Yetiştirilen alglerin, diğer biyofilm reaktörlerinde üretilenlerden daha fazla ‘yağ’ içerdiği ve tamamen biyodizel üretimi için uygun yağları ürettiği gözlemlendi. Ayrıca çıkarılabilir bir membran sayesinde, hasat işlemi tipik sistemlere göre daha kolaydı.
Beyenal, ‘’Sistem benzersiz, çünkü alglerin bir bitki gibi fotosentez yaparken aynı zamanda karbonu yakalayarak bir hayvan gibi solunum yapmalarını sağlıyor’’ dedi. Araştırmacılar, biyodizel üretiminin ucuz bir atık ürünü olan alg gliserolünü ve alg için bir azot kaynağı olarak görev yapan başka bir ucuz kimyasal olan üreyi sisteme beslediler. Bu sistem tasarımı, karbondioksit ve oksijenin sistemde geri dönüştürüldüğü anlamına gelir.
Rincon, “Hücre, aslında besin maddelerinin ortam tarafından sağlandığı çok verimli bir fabrika haline gelir, ancak hücre metabolizması karbon dioksit gereksinimlerini kendi içinden karşılar” dedi.
Beyenal, ‘’birçok yeni araştırma gibi, proje uğraştırıcıydı’’ dedi. Ayrıca başkalarının vazgeçmesine ve çalışmayı bırakmasına yol açabilecek bir takım aksiliklere rağmen, Rincon’ un azimli çalışmasına inandığını söyledi.
Beyenal, “Bu fikir yeni,” diye ekledi. “Sandra, bunun laboratuvar ölçeğinde çalıştığını gösterdi.”
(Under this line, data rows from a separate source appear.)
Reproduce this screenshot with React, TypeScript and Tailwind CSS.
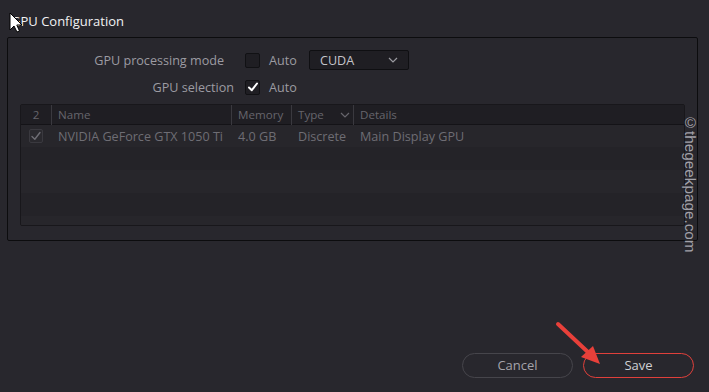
import React from "react";

const Check = ({ color = "#ffffff", w = 2 }: { color?: string; w?: number }) => (
  <svg width="12" height="12" viewBox="0 0 12 12">
    <path d="M2 6.5 L4.8 9.2 L10 2.5" fill="none" stroke={color} strokeWidth={w} strokeLinecap="round" strokeLinejoin="round" />
  </svg>
);

const Chevron = ({ color = "#9a9aa0" }: { color?: string }) => (
  <svg width="10" height="6" viewBox="0 0 10 6">
    <path d="M1 1 L5 5 L9 1" fill="none" stroke={color} strokeWidth="1.2" />
  </svg>
);

export default function App() {
  return (
    <div
      className="relative w-[709px] h-[392px] bg-[#28272d] overflow-hidden"
      style={{ fontFamily: '"Open Sans", "Noto Sans", sans-serif' }}
    >
      <div className="pl-[11px] pt-[12px] text-[13px] leading-[18px] text-[#f2f2f4]">GPU Configuration</div>

      <div className="ml-[7px] mt-[7px] w-[691px] h-[204px] border border-[#0c0c0e] rounded-[2px] flex flex-col">
        <div className="mt-[12px] flex items-center h-[20px]">
          <div className="w-[216px] text-right text-[12.6px] leading-[20px] pt-[2px] text-[#9c9ba2]">GPU processing mode</div>
          <div className="ml-[21px] w-[15px] h-[15px] rounded-[2px] border border-[#111114] bg-[#1f1e23]" />
          <div className="ml-[9px] text-[12.6px] leading-[20px] pt-[2px] text-[#9c9ba2] w-[40px]">Auto</div>
          <div className="w-[100px] h-[20px] rounded-[2px] border border-[#0f0f12] bg-[#1f1e23] flex items-center justify-between pl-[10px] pr-[10px]">
            <span className="text-[12.6px] leading-[20px] pt-[1px] text-[#c4c4ca]">CUDA</span>
            <Chevron />
          </div>
        </div>
        <div className="mt-[7px] flex items-center h-[20px]">
          <div className="w-[226px] text-right text-[12.6px] leading-[20px] pt-[2px] text-[#9c9ba2]">GPU selection</div>
          <div className="ml-[11px] w-[15px] h-[15px] rounded-[2px] border border-[#111114] bg-[#1f1e23] flex items-center justify-center">
            <Check />
          </div>
          <div className="ml-[9px] text-[12.6px] leading-[20px] pt-[2px] text-[#9c9ba2]">Auto</div>
        </div>

        <div className="ml-[12px] mt-[7px] w-[665px] h-[122px] border border-[#18171b] rounded-[2px] bg-[#242328] flex flex-col overflow-hidden">
          <div className="h-[20px] flex items-center bg-[#1f1e23] border-b border-[#141317] text-[11.6px] text-[#66656c]">
            <div className="w-[30px] text-center pt-[1px]">2</div>
            <div className="w-[1px] h-[20px] bg-[#3a393f]" />
            <div className="w-[179px] pl-[6px] pt-[1px]">Name</div>
            <div className="w-[1px] h-[20px] bg-[#3a393f]" />
            <div className="w-[59px] pl-[6px] pt-[1px]">Memory</div>
            <div className="w-[1px] h-[20px] bg-[#3a393f]" />
            <div className="w-[61px] pl-[6px] pr-[3px] pt-[1px] flex items-center justify-between">
              <span>Type</span>
              <Chevron color="#66656c" />
            </div>
            <div className="w-[1px] h-[20px] bg-[#3a393f]" />
            <div className="pl-[6px] pt-[1px]">Details</div>
          </div>
          <div className="h-[22px] flex items-center bg-[#27262b] text-[12.6px] text-[#6e6d74]">
            <div className="w-[30px] flex justify-center">
              <div className="w-[14px] h-[14px] rounded-[2px] border border-[#3a393f] bg-[#2a292e] flex items-center justify-center">
                <Check color="#6e6d74" w={1.4} />
              </div>
            </div>
            <div className="w-[180px] pl-[7px] pt-[2px] whitespace-nowrap">NVIDIA GeForce GTX 1050 Ti</div>
            <div className="w-[60px] pl-[7px] pt-[2px]">4.0 GB</div>
            <div className="w-[62px] pl-[7px] pt-[2px]">Discrete</div>
            <div className="pl-[7px] pt-[2px]">Main Display GPU</div>
          </div>
          <div className="h-[23px] bg-[#242328]" />
          <div className="h-[23px] bg-[#27262b]" />
          <div className="h-[23px] bg-[#242328]" />
          <div className="flex-1 bg-[#27262b]" />
        </div>
      </div>

      <div className="mt-[112px] flex justify-end gap-[10px] pr-[15px]">
        <div className="w-[111px] h-[25px] rounded-full border border-[#46454b] flex items-center justify-center text-[13px] text-[#a4a3aa]">
          Cancel
        </div>
        <div className="w-[111px] h-[25px] rounded-full border border-[#e0403b] flex items-center justify-center text-[13px] text-[#cfcfd4]">
          Save
        </div>
      </div>

      <div
        className="absolute left-[682px] top-[114px] text-[15.3px] leading-[16px] text-[#a2a1a9] [writing-mode:vertical-rl]"
        style={{ fontFamily: '"Liberation Sans", Arial, sans-serif' }}
      >
        ©thegeekpage.com
      </div>

      <svg className="absolute left-0 top-0" width="709" height="392" viewBox="0 0 709 392">
        <line x1="558" y1="324" x2="590" y2="354" stroke="#e8403a" strokeWidth="4" strokeLinecap="round" />
        <polygon points="600,364 581,357 593,346" fill="#e8403a" />
        <path d="M10 13 L10 30 L14 26 L17 32 L19.5 31 L16.8 25 L22 25 Z" fill="#ffffff" stroke="#000000" strokeWidth="1" strokeLinejoin="round" />
      </svg>
    </div>
  );
}
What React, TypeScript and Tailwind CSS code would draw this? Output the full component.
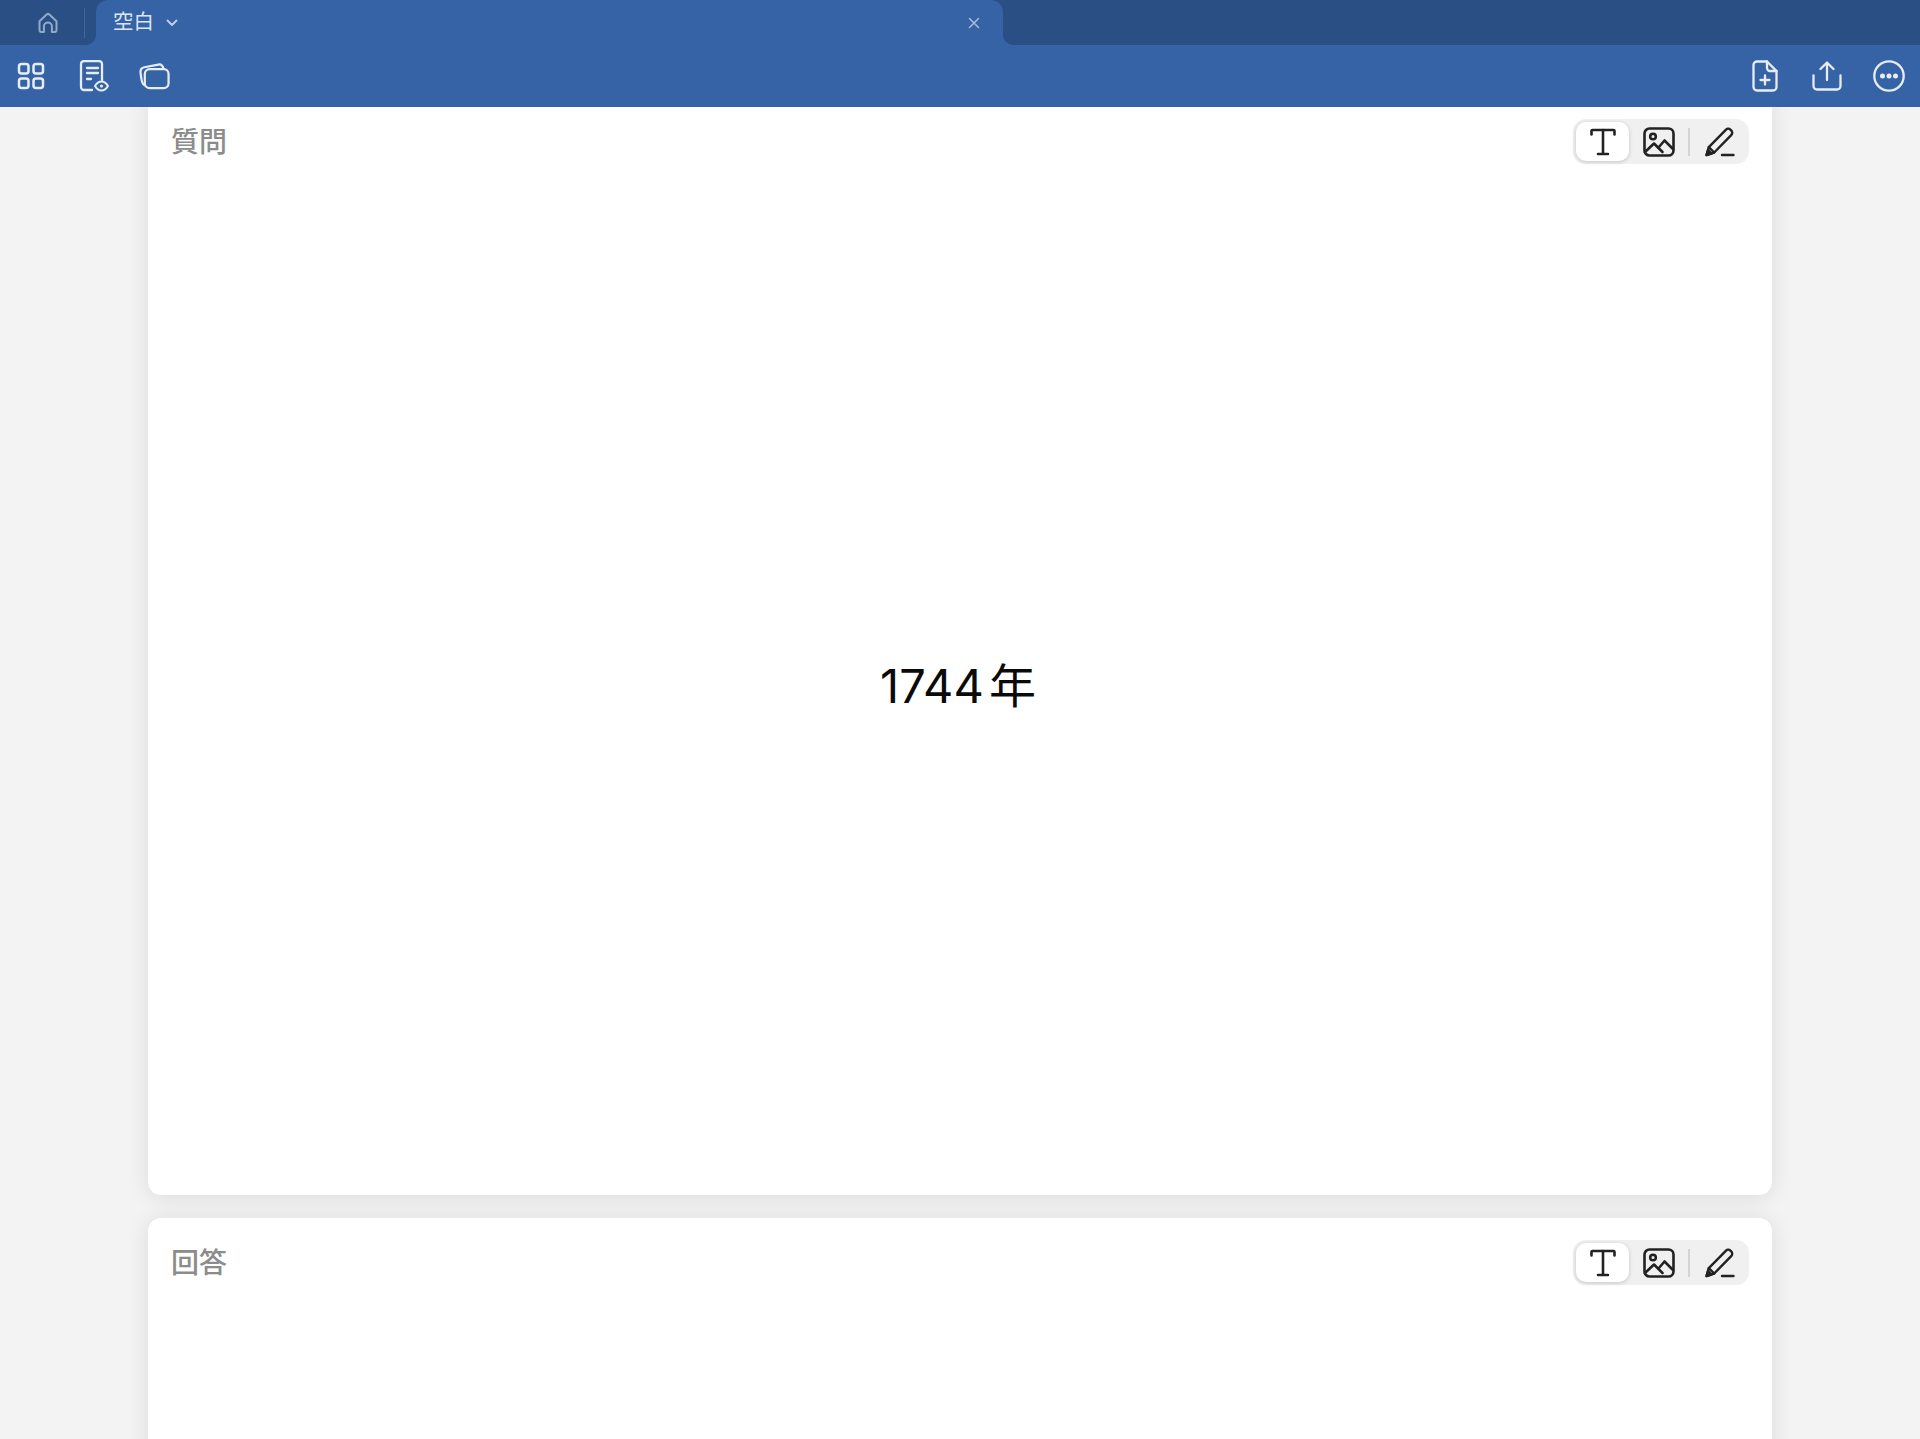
const FONT = "font-['Inter','Noto_Sans_CJK_JP',sans-serif]"

const HomeIcon = () => (
  <svg width="22" height="22" viewBox="0 0 22 22" fill="none" stroke="#93a9c9" strokeWidth="2" strokeLinejoin="round" strokeLinecap="round">
    <path d="M2.500 9.200 9.600 2.600a2 2 0 0 1 2.800 0l7.100 6.600V18a2 2 0 0 1-2 2h-2.600v-5.500a4 4 0 0 0-8 0V20H4.500a2 2 0 0 1-2-2Z" />
  </svg>
)

const GridIcon = () => (
  <svg width="28" height="28" viewBox="0 0 28 28" fill="none" stroke="#e6edf6" strokeWidth="2.500">
    <rect x="2" y="2" width="9.500" height="9.500" rx="2.500" />
    <rect x="16.500" y="2" width="9.500" height="9.500" rx="2.500" />
    <rect x="2" y="16.500" width="9.500" height="9.500" rx="2.500" />
    <rect x="16.500" y="16.500" width="9.500" height="9.500" rx="2.500" />
  </svg>
)

const DocEyeIcon = () => (
  <svg width="30" height="32" viewBox="0 0 30 32" fill="none" stroke="#e6edf6" strokeWidth="2.300" strokeLinecap="round" strokeLinejoin="round">
    <path d="M13 30H5a3 3 0 0 1-3-3V4a3 3 0 0 1 3-3h15a3 3 0 0 1 3 3v16" />
    <path d="M8 8h11M8 13h11M8 19h4" />
    <path d="M16 26c1.800-3 4-4.500 6.500-4.500S27.200 23 29 26c-1.800 3-4 4.500-6.500 4.500S17.800 29 16 26Z" strokeWidth="2" />
    <circle cx="22.500" cy="26" r="1.600" fill="#e6edf6" stroke="none" />
  </svg>
)

const CardsIcon = () => (
  <svg width="31" height="28" viewBox="0 0 32 28" fill="none" stroke="#e6edf6" strokeWidth="2.300" strokeLinejoin="round">
    <rect x="6" y="7" width="24.500" height="19.500" rx="5" />
    <path d="M6.200 23.500C3.500 23.500 2.800 20 2.200 15.500L1.600 10.500C1.300 7.500 3 5.500 5.500 5L20 2.200c2.500-.5 4.500.8 5.500 4.800" />
  </svg>
)

const FilePlusIcon = () => (
  <svg width="26" height="32" viewBox="0 0 26 32" fill="none" stroke="#e6edf6" strokeWidth="2.300" strokeLinecap="round" strokeLinejoin="round">
    <path d="M15 1.500H5a3.500 3.500 0 0 0-3.500 3.500v22A3.500 3.500 0 0 0 5 30.500h16a3.500 3.500 0 0 0 3.500-3.500V11Z" />
    <path d="M15 1.500V8a3 3 0 0 0 3 3h6.500" />
    <path d="M13 15.500v9M8.500 20h9" />
  </svg>
)

const ShareIcon = () => (
  <svg width="30" height="30" viewBox="0 0 30 30" fill="none" stroke="#e6edf6" strokeWidth="2.300" strokeLinecap="round" strokeLinejoin="round">
    <path d="M15 19V2M8.500 8 15 1.500 21.500 8" />
    <path d="M1.500 14.500V25a3.500 3.500 0 0 0 3.500 3.500h20a3.500 3.500 0 0 0 3.500-3.500V14.500" />
  </svg>
)

const MoreIcon = () => (
  <svg width="32" height="32" viewBox="0 0 32 32" fill="none" stroke="#e6edf6" strokeWidth="2.300">
    <circle cx="16" cy="16" r="14.700" />
    <circle cx="9.500" cy="16" r="2.500" fill="#e6edf6" stroke="none" />
    <circle cx="16" cy="16" r="2.500" fill="#e6edf6" stroke="none" />
    <circle cx="22.500" cy="16" r="2.500" fill="#e6edf6" stroke="none" />
  </svg>
)

const TextIcon = () => (
  <svg width="26" height="28" viewBox="0 0 26 28" fill="none" stroke="#222222" strokeWidth="2.600" strokeLinecap="round" strokeLinejoin="round">
    <path d="M1.500 6.500V3a1 1 0 0 1 1-1h21a1 1 0 0 1 1 1v3.500" />
    <path d="M13 2v24M8 26h10" />
  </svg>
)

const ImageIcon = () => (
  <svg width="32" height="30" viewBox="0 0 32 30" fill="none" stroke="#222222" strokeWidth="2.600" strokeLinejoin="round" strokeLinecap="round">
    <rect x="1.500" y="1.500" width="29" height="27" rx="5" />
    <circle cx="10" cy="9.500" r="2.800" />
    <path d="M2 25 11 16.500 19.500 25" />
    <path d="M15.500 20.500 21.500 13.500 30 22" />
  </svg>
)

const PenIcon = () => (
  <svg width="32" height="32" viewBox="0 0 32 32" fill="none" stroke="#222222" strokeWidth="2.400" strokeLinejoin="round" strokeLinecap="round">
    <path d="M2.500 29 4.800 21.200 21.800 3.800a3.400 3.400 0 0 1 4.800 0l.6.6a3.400 3.400 0 0 1 0 4.800L10.200 26.500Z" />
    <path d="M4.800 21.200 10.200 26.500" />
    <path d="M2.500 29 7.500 27.500 4 24Z" fill="#222222" />
    <path d="M18 29h11.500" />
  </svg>
)

const EditorTools = () => (
  <div className="flex h-[45px] w-[176px] items-center rounded-[13px] bg-[#f0f0f0] pl-[3px]">
    <div className="flex h-[39px] w-[53px] items-center justify-center rounded-[10px] bg-white shadow-[0_1px_4px_rgba(0,0,0,0.18)]">
      <TextIcon />
    </div>
    <div className="ml-[14px] flex w-[32px] justify-center">
      <ImageIcon />
    </div>
    <div className="ml-[13px] h-[28px] w-[2px] bg-[#d4d4d4]" />
    <div className="ml-[14px] flex w-[32px] justify-center">
      <PenIcon />
    </div>
  </div>
)

const Side = ({ label, value }: { label: string; value?: string }) => (
  <section className="relative h-[1098px] w-[1624px] shrink-0 rounded-[13px] bg-white shadow-[0_2px_22px_rgba(0,0,0,0.1)]">
    <div className="flex items-start justify-between pt-[22px] pr-[23px] pl-[23px]">
      <h2 className="pt-[3px] text-[28px] leading-[40px] font-medium text-[#8c8c8c]">{label}</h2>
      <EditorTools />
    </div>
    {value && (
      <div className="mt-[14px] flex h-[1018px] items-center justify-center pr-[4px] pb-[4px] text-[47px] leading-none text-[#0a0a0a] [word-spacing:-8px]">
        {value}
      </div>
    )}
  </section>
)

export default function App() {
  return (
    <div className={`${FONT} flex h-[1439px] w-[1920px] flex-col overflow-hidden bg-[#f3f3f3]`}>
      {/* Tabs + toolbar */}
      <header className="relative z-10 shrink-0 bg-[#3563a6] shadow-[0_0_0_1px_rgba(255,255,255,0.15)]">
        <div className="flex h-[45px]">
          <div className="flex w-[96px] items-center rounded-br-[10px] bg-[#2a4f85]">
            <div className="ml-[37px]">
              <HomeIcon />
            </div>
            <div className="ml-[25px] h-[30px] w-px bg-[#44679b]" />
          </div>
          <div className="w-[907px] bg-[#2a4f85]">
            <div className="flex h-[45px] items-center rounded-t-[12px] bg-[#3563a6] pr-[23px] pl-[17px]">
              <span className="text-[20.500px] leading-none text-[#dce5f1]">空白</span>
              <svg className="ml-[12px]" width="12" height="8" viewBox="0 0 12 8" fill="none" stroke="#c6d3e6" strokeWidth="1.800" strokeLinecap="round" strokeLinejoin="round">
                <path d="M1.500 1.500 6 6l4.500-4.500" />
              </svg>
              <svg className="ml-auto" width="12" height="12" viewBox="0 0 12 12" fill="none" stroke="#a9bcd8" strokeWidth="1.500" strokeLinecap="round">
                <path d="M1.500 1.500l9 9M10.500 1.500l-9 9" />
              </svg>
            </div>
          </div>
          <div className="flex-1 rounded-bl-[10px] bg-[#2a4f85]" />
        </div>
        <div className="flex h-[62px] items-center justify-between pr-[15px] pl-[17px]">
          <div className="flex items-center">
            <GridIcon />
            <div className="ml-[34px]">
              <DocEyeIcon />
            </div>
            <div className="ml-[30px]">
              <CardsIcon />
            </div>
          </div>
          <div className="flex items-center">
            <FilePlusIcon />
            <div className="ml-[34px]">
              <ShareIcon />
            </div>
            <div className="ml-[31px]">
              <MoreIcon />
            </div>
          </div>
        </div>
      </header>

      {/* Flashcard sides, scrolled slightly under the header */}
      <main className="flex min-h-0 flex-1 flex-col items-center overflow-hidden">
        <div className="-mt-[10px] flex flex-col gap-[23px]">
          <Side label="質問" value="1744 年" />
          <Side label="回答" />
        </div>
      </main>
    </div>
  )
}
Araştırmacılar teknoloji üzerine patent başvurusu yaptılar ve prosesi iyileştirmek için çalışıyorlar. Bir Fulbright bursuyla finanse edilen araştırma, WSU’nun Grand Challenges (büyük toplumsal konularda yapılan araştırma girişimleri) ile uyumludur. Özellikle çevreyi koruyarak enerji ihtiyaçlarının karşılanmasıyla ilgili bir konudur.